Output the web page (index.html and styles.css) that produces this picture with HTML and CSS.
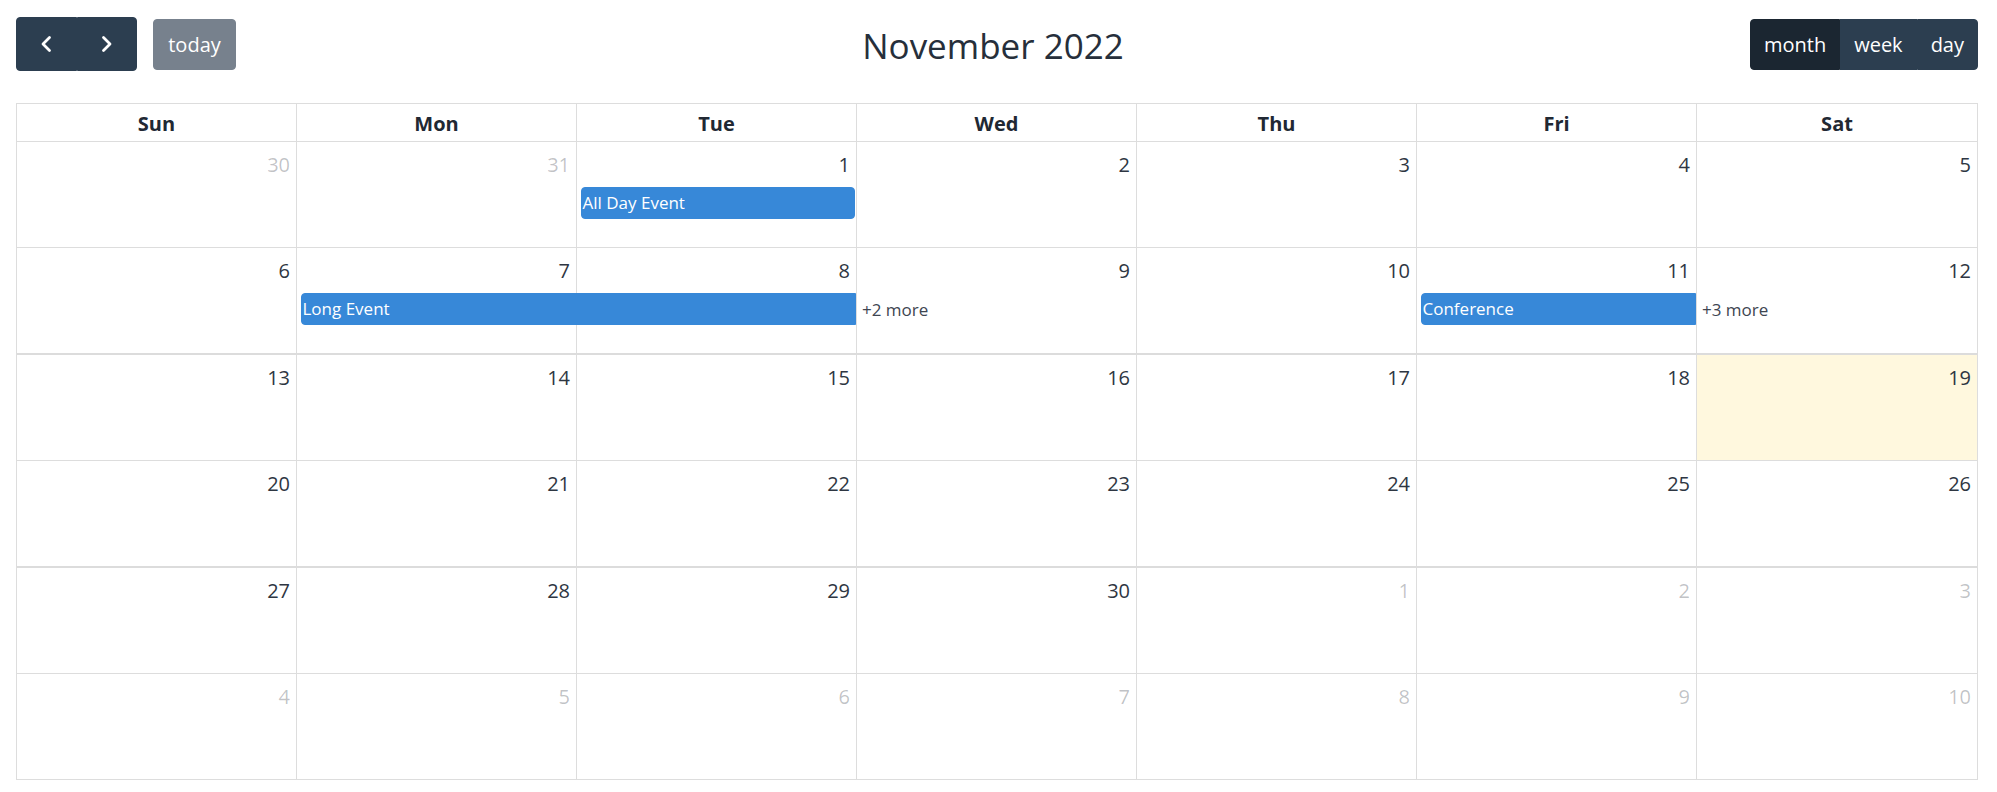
FILE: index.html
```html
<!DOCTYPE html>
<html lang="en">
<head>
<meta charset="utf-8">
<title>Calendar</title>
<link rel="stylesheet" href="styles.css">
</head>
<body>
<div class="toolbar">
  <div class="chunk">
    <div class="btn-group nav">
      <button class="btn icon-btn" aria-label="prev">
        <svg width="14" height="18" viewBox="0 0 14 18"><polyline points="10.5,2.5 4,9 10.5,15.5" fill="none" stroke="#fff" stroke-width="2.8" stroke-linecap="round" stroke-linejoin="round"/></svg>
      </button>
      <button class="btn icon-btn" aria-label="next">
        <svg width="14" height="18" viewBox="0 0 14 18"><polyline points="3.5,2.5 10,9 3.5,15.5" fill="none" stroke="#fff" stroke-width="2.8" stroke-linecap="round" stroke-linejoin="round"/></svg>
      </button>
    </div>
    <button class="btn today-btn">today</button>
  </div>
  <h2 class="title">November 2022</h2>
  <div class="btn-group views">
    <button class="btn active">month</button>
    <button class="btn">week</button>
    <button class="btn">day</button>
  </div>
</div>

<div class="calendar">
  <div class="head">
    <div class="hcell">Sun</div>
    <div class="hcell">Mon</div>
    <div class="hcell">Tue</div>
    <div class="hcell">Wed</div>
    <div class="hcell">Thu</div>
    <div class="hcell">Fri</div>
    <div class="hcell">Sat</div>
  </div>

  <div class="week h106">
    <div class="day other"><span class="num">30</span></div>
    <div class="day other"><span class="num">31</span></div>
    <div class="day"><span class="num">1</span></div>
    <div class="day"><span class="num">2</span></div>
    <div class="day"><span class="num">3</span></div>
    <div class="day"><span class="num">4</span></div>
    <div class="day"><span class="num">5</span></div>
    <div class="event c3">All Day Event</div>
  </div>

  <div class="week h107 thick">
    <div class="day"><span class="num">6</span></div>
    <div class="day"><span class="num">7</span></div>
    <div class="day"><span class="num">8</span></div>
    <div class="day"><span class="num">9</span></div>
    <div class="day"><span class="num">10</span></div>
    <div class="day"><span class="num">11</span></div>
    <div class="day"><span class="num">12</span></div>
    <div class="event cont c2 span2">Long Event</div>
    <div class="more c4">+2 more</div>
    <div class="event cont c6">Conference</div>
    <div class="more c7">+3 more</div>
  </div>

  <div class="week h106">
    <div class="day"><span class="num">13</span></div>
    <div class="day"><span class="num">14</span></div>
    <div class="day"><span class="num">15</span></div>
    <div class="day"><span class="num">16</span></div>
    <div class="day"><span class="num">17</span></div>
    <div class="day"><span class="num">18</span></div>
    <div class="day is-today"><span class="num">19</span></div>
  </div>

  <div class="week h107 thick">
    <div class="day"><span class="num">20</span></div>
    <div class="day"><span class="num">21</span></div>
    <div class="day"><span class="num">22</span></div>
    <div class="day"><span class="num">23</span></div>
    <div class="day"><span class="num">24</span></div>
    <div class="day"><span class="num">25</span></div>
    <div class="day"><span class="num">26</span></div>
  </div>

  <div class="week h106">
    <div class="day"><span class="num">27</span></div>
    <div class="day"><span class="num">28</span></div>
    <div class="day"><span class="num">29</span></div>
    <div class="day"><span class="num">30</span></div>
    <div class="day other"><span class="num">1</span></div>
    <div class="day other"><span class="num">2</span></div>
    <div class="day other"><span class="num">3</span></div>
  </div>

  <div class="week last">
    <div class="day other"><span class="num">4</span></div>
    <div class="day other"><span class="num">5</span></div>
    <div class="day other"><span class="num">6</span></div>
    <div class="day other"><span class="num">7</span></div>
    <div class="day other"><span class="num">8</span></div>
    <div class="day other"><span class="num">9</span></div>
    <div class="day other"><span class="num">10</span></div>
  </div>
</div>
</body>
</html>
```

FILE: styles.css
```css
* { box-sizing: border-box; }

html, body {
  margin: 0;
  padding: 0;
  background: #fff;
}

body {
  font-family: "Open Sans", "Noto Sans", sans-serif;
  font-size: 20px;
  color: #232a35;
}

.toolbar {
  margin: 17px 19px 0 16px;
  height: 54px;
  display: flex;
  justify-content: space-between;
  align-items: center;
}

.chunk {
  display: flex;
  align-items: center;
}

.btn-group {
  display: flex;
}

.btn {
  font-family: "Open Sans", "Noto Sans", sans-serif;
  font-size: 20px;
  line-height: 30px;
  color: #fff;
  background: #2c3e50;
  border: 1px solid #2c3e50;
  border-radius: 0;
  height: 51px;
  padding: 1px 13px 0;
  margin: 0;
  display: flex;
  align-items: center;
  justify-content: center;
  cursor: pointer;
}

.btn-group .btn:first-child {
  border-top-left-radius: 4px;
  border-bottom-left-radius: 4px;
}

.btn-group .btn:last-child {
  border-top-right-radius: 4px;
  border-bottom-right-radius: 4px;
}

.nav .icon-btn {
  width: 60.5px;
  height: 54px;
  padding: 0;
}

.today-btn {
  margin-left: 16px;
  padding: 1px 14px 0;
  border-radius: 4px;
  background: #77818d;
  border-color: #77818d;
  width: 83px;
}

.views .btn.active {
  background: #1b2631;
  border-color: #1b2631;
}

.title {
  margin: 0;
  font-size: 35px;
  font-weight: 400;
  line-height: 1.2;
  color: #262f3b;
  position: relative;
  top: 2px;
}

.calendar {
  margin: 32px 19px 0 16px;
  width: 1962px;
  border: 1px solid #ddd;
}

.head {
  display: grid;
  grid-template-columns: repeat(7, 1fr);
  height: 38px;
  border-bottom: 1px solid #ddd;
}

.hcell {
  border-right: 1px solid #ddd;
  text-align: center;
  font-weight: 700;
  line-height: 30px;
  padding-top: 5px;
  color: #212833;
}

.hcell:last-child,
.day:nth-child(7) {
  border-right: none;
}

.week {
  display: grid;
  grid-template-columns: repeat(7, 1fr);
  grid-template-rows: 45px 32px 1fr;
  border-bottom: 1px solid #ddd;
}

.week.h106 { height: 106px; }
.week.h107 { height: 107px; }
.week.thick { border-bottom: 2px solid #dcdcdc; }
.week.last { height: 105px; border-bottom: none; }

.day {
  grid-row: 1 / -1;
  border-right: 1px solid #ddd;
}

.day:nth-child(1) { grid-column: 1; }
.day:nth-child(2) { grid-column: 2; }
.day:nth-child(3) { grid-column: 3; }
.day:nth-child(4) { grid-column: 4; }
.day:nth-child(5) { grid-column: 5; }
.day:nth-child(6) { grid-column: 6; }
.day:nth-child(7) { grid-column: 7; }

.num {
  display: block;
  text-align: right;
  padding: 8px 6px 0 0;
  font-size: 20px;
  line-height: 30px;
  color: #2e3642;
}

.day.other .num {
  color: rgba(35, 42, 53, 0.28);
}

.day.is-today {
  background: #fff8de;
}

.event {
  grid-row: 2;
  margin: 0 2.5px 0 3.5px;
  background: #3788d8;
  border: 1px solid #3788d8;
  border-radius: 4px;
  color: #fff;
  font-size: 17px;
  line-height: 28px;
  padding: 1px 0 0 1px;
  white-space: nowrap;
  overflow: hidden;
}

.event.cont {
  border-top-right-radius: 0;
  border-bottom-right-radius: 0;
  margin-right: 1px;
}

.more {
  grid-row: 2;
  align-self: center;
  font-size: 17px;
  line-height: 28px;
  padding: 2px 0 0 5px;
  color: #3e4551;
}

.c2 { grid-column: 2; }
.c3 { grid-column: 3; }
.c4 { grid-column: 4; }
.c6 { grid-column: 6; }
.c7 { grid-column: 7; }
.c2.span2 { grid-column: 2 / span 2; }
```
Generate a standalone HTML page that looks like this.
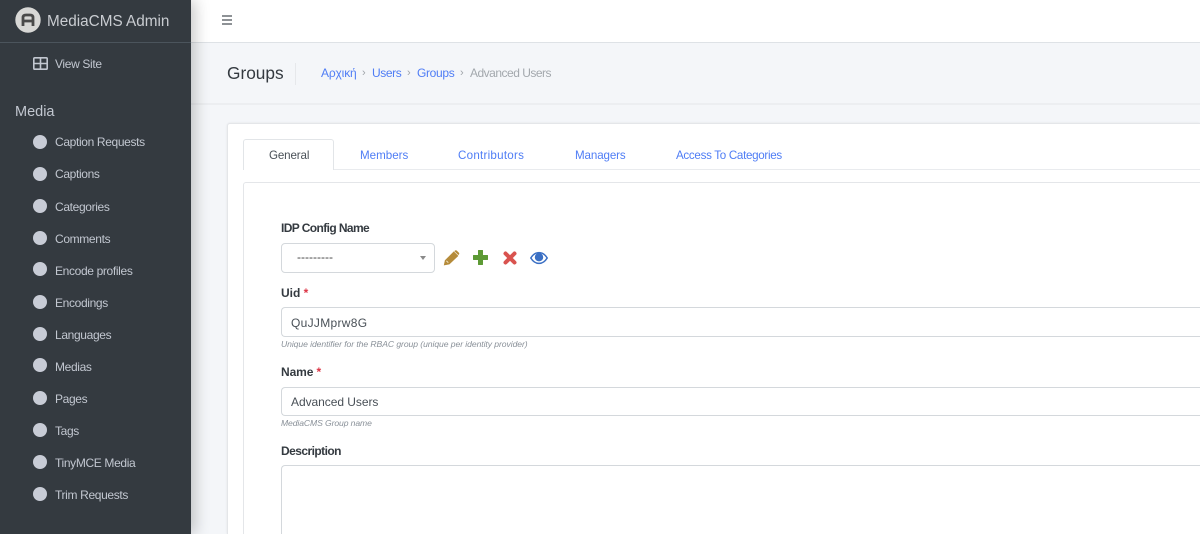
<!DOCTYPE html>
<html lang="en"><head><meta charset="utf-8"><title>Groups | MediaCMS Admin</title>
<style>
*{box-sizing:border-box}
html,body{margin:0;padding:0;width:1200px;height:534px;overflow:hidden;background:#f4f6f9;font-family:"Liberation Sans",sans-serif}
#p{position:relative;width:1200px;height:534px;overflow:hidden;background:#f4f6f9}
.t{position:absolute;white-space:nowrap;line-height:16px;height:16px}
.box{position:absolute}
.side{position:absolute;left:0;top:0;width:191px;height:534px;background:#343a40;box-shadow:4px 0 14px rgba(0,0,0,.22)}
.dot{position:absolute;left:33px;width:14px;height:14px;border-radius:50%;background:#c8ccd6}
.si{left:55px;color:#c2c7d0;font-size:12px;letter-spacing:-.35px}
.link{color:#4f7df5;font-size:12px}
.lab{color:#343a40;font-size:12px;font-weight:bold;left:281px;letter-spacing:-.5px}
.inp{position:absolute;left:281px;width:919px;background:#fff;border:1px solid #d4d8dc;border-right:0;border-radius:4px 0 0 4px}
.help{left:281px;font-size:8.6px;font-style:italic;color:#8a9199;letter-spacing:-.07px}
.req{color:#dc3545}
</style></head><body><div id="p">
<div class="box" style="left:191px;top:0;width:1009px;height:43px;background:#fff;border-bottom:1px solid #dee2e6"></div>
<svg class="box" style="left:222px;top:15px" width="10" height="10" viewBox="0 0 10 10"><path d="M0 1h10M0 5h10M0 9h10" stroke="#4b5258" stroke-width="1.2"/></svg>

<div class="box" style="left:191px;top:103px;width:1009px;height:2px;background:#eceef1"></div>
<div class="t" style="left:227px;top:61px;height:24px;line-height:24px;font-size:17.3px;color:#343a40">Groups</div>
<div class="box" style="left:295px;top:63px;width:1px;height:22px;background:#e6e8eb"></div>
<div class="t link" style="left:321px;top:65px;letter-spacing:-.15px">Αρχική</div>
<div class="t" style="left:362px;top:65px;font-size:11px;color:#a0a5aa">›</div>
<div class="t link" style="left:372px;top:65px;letter-spacing:-.4px">Users</div>
<div class="t" style="left:407px;top:65px;font-size:11px;color:#a0a5aa">›</div>
<div class="t link" style="left:417px;top:65px;letter-spacing:-.33px">Groups</div>
<div class="t" style="left:460px;top:65px;font-size:11px;color:#a0a5aa">›</div>
<div class="t" style="left:470px;top:65px;font-size:12px;color:#a3a8ad;letter-spacing:-.5px">Advanced Users</div>

<div class="box" style="left:227px;top:123px;width:973px;height:411px;background:#fff;border:1px solid #e4e6e9;border-width:1px 0 0 1px;border-radius:3px 0 0 0;box-shadow:0 0 2px rgba(0,0,0,.08)"></div>
<div class="box" style="left:243px;top:169px;width:957px;height:1px;background:#e9ebee"></div>
<div class="box" style="left:243px;top:139px;width:91px;height:31px;background:#fff;border:1px solid #e2e5e8;border-bottom:0;border-radius:3px 3px 0 0"></div>
<div class="t" style="left:269px;top:148px;font-size:11.6px;color:#495057;letter-spacing:-.14px">General</div>
<div class="t link" style="left:360px;top:148px;font-size:11.6px">Members</div>
<div class="t link" style="left:458px;top:148px;font-size:11.6px;letter-spacing:.25px">Contributors</div>
<div class="t link" style="left:575px;top:148px;font-size:11.6px;letter-spacing:-.12px">Managers</div>
<div class="t link" style="left:676px;top:148px;font-size:11.6px;letter-spacing:-.3px">Access To Categories</div>
<div class="box" style="left:243px;top:182px;width:957px;height:352px;background:#fff;border:1px solid #e4e6e9;border-width:1px 0 0 1px;border-radius:3px 0 0 0"></div>

<div class="t lab" style="top:220px;letter-spacing:-.6px">IDP Config Name</div>
<div class="inp" style="top:243px;width:154px;height:30px;border-right:1px solid #d4d8dc;border-radius:4px"></div>
<div class="t" style="left:297px;top:249px;font-size:12px;color:#444">---------</div>
<div class="box" style="left:420px;top:256px;width:0;height:0;border-left:3.5px solid transparent;border-right:3.5px solid transparent;border-top:4px solid #8a8a8a"></div>

<svg class="box" style="left:443px;top:250px" width="17" height="16" viewBox="0 0 17 16"><path d="M.8 15.400L1.900 10.300 10.800 1.400 15.400 5.900 6.400 14.400Z" fill="#b58b3a"/><path d="M11.900.6Q12.900-.2 13.800.6L15.800 2.600Q16.700 3.500 15.900 4.500L15.300 5 11.300 1.100Z" fill="#b58b3a"/><path d="M3.400 10.800L5.300 12.700" stroke="#f3e6c8" stroke-width="1"/></svg>
<svg class="box" style="left:473px;top:250px" width="15" height="15" viewBox="0 0 15 15"><path d="M5 .5Q5 0 5.500 0h4Q10 0 10 .5V5h4.500Q15 5 15 5.500v4q0 .5-.5.5H10v4.500q0 .5-.5.5h-4Q5 15 5 14.500V10H.5Q0 10 0 9.500v-4Q0 5 .5 5H5z" fill="#5d9a35"/></svg>
<svg class="box" style="left:503px;top:251px" width="14" height="14" viewBox="0 0 14 14"><path d="M2.500 2.500l9 9M11.500 2.500l-9 9" stroke="#d9534f" stroke-width="4" stroke-linecap="round"/></svg>
<svg class="box" style="left:530px;top:251px" width="18" height="14" viewBox="0 0 18 14"><path d="M.8 7C3 3.400 5.800 1.600 9 1.600S15 3.400 17.200 7C15 10.600 12.200 12.400 9 12.400S3 10.600.8 7z" fill="#fff" stroke="#3a6fc4" stroke-width="1.500"/><circle cx="9" cy="6.200" r="4.200" fill="#3a6fc4"/></svg>

<div class="t lab" style="top:285px;letter-spacing:0">Uid <span class="req">*</span></div>
<div class="inp" style="top:307px;height:30px"></div>
<div class="t" style="left:291px;top:315px;font-size:12px;color:#495057;letter-spacing:.3px">QuJJMprw8G</div>
<div class="t help" style="top:336px">Unique identifier for the RBAC group (unique per identity provider)</div>

<div class="t lab" style="top:364px;letter-spacing:-.1px">Name <span class="req">*</span></div>
<div class="inp" style="top:387px;height:29px"></div>
<div class="t" style="left:291px;top:394px;font-size:12px;color:#495057;letter-spacing:-.05px">Advanced Users</div>
<div class="t help" style="top:415px;letter-spacing:-.1px">MediaCMS Group name</div>

<div class="t lab" style="top:443px;letter-spacing:-.55px">Description</div>
<div class="inp" style="top:465px;height:69px;border-bottom:0;border-radius:4px 0 0 0"></div>

<div class="side"></div>
<div class="box" style="left:0;top:42px;width:191px;height:1px;background:#4b545c"></div>
<svg class="box" style="left:15px;top:7px" width="26" height="26" viewBox="0 0 26 26"><circle cx="13" cy="13" r="12.700" fill="#d8d8d6"/><path d="M8 19V10.500Q8 8 11 8H15Q18 8 18 10.500V19M8 14H18" fill="none" stroke="#4a4a4a" stroke-width="2.800"/></svg>
<div class="t" style="left:47px;top:12px;height:20px;line-height:20px;font-size:15.300px;color:#c9ccd1">MediaCMS Admin</div>
<svg class="box" style="left:33px;top:57px" width="15" height="13" viewBox="0 0 15 13"><rect x=".8" y=".8" width="13.400" height="11.400" rx="1" fill="none" stroke="#c2c7d0" stroke-width="1.600"/><path d="M.8 6.500h13.400M7.500.8v11.400" stroke="#c2c7d0" stroke-width="1.600"/></svg>
<div class="t si" style="top:56px">View Site</div>
<div class="t" style="left:15px;top:103px;height:18px;line-height:18px;font-size:14.500px;color:#c2c7d0">Media</div>

<div class="dot" style="top:135px"></div><div class="t si" style="top:134px">Caption Requests</div>
<div class="dot" style="top:167px"></div><div class="t si" style="top:166px">Captions</div>
<div class="dot" style="top:199px"></div><div class="t si" style="top:199px">Categories</div>
<div class="dot" style="top:231px"></div><div class="t si" style="top:231px">Comments</div>
<div class="dot" style="top:262px"></div><div class="t si" style="top:263px">Encode profiles</div>
<div class="dot" style="top:295px"></div><div class="t si" style="top:295px">Encodings</div>
<div class="dot" style="top:327px"></div><div class="t si" style="top:327px">Languages</div>
<div class="dot" style="top:358px"></div><div class="t si" style="top:359px">Medias</div>
<div class="dot" style="top:391px"></div><div class="t si" style="top:391px">Pages</div>
<div class="dot" style="top:423px"></div><div class="t si" style="top:423px">Tags</div>
<div class="dot" style="top:455px"></div><div class="t si" style="top:455px">TinyMCE Media</div>
<div class="dot" style="top:487px"></div><div class="t si" style="top:487px">Trim Requests</div>
</div></body></html>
.....
Task to carry out:
For each line of the listing that holds the word "index", show that line.

Correct result:
Output the web page (index.html and styles.css) that produces this picture with HTML and CSS.
FILE: index.html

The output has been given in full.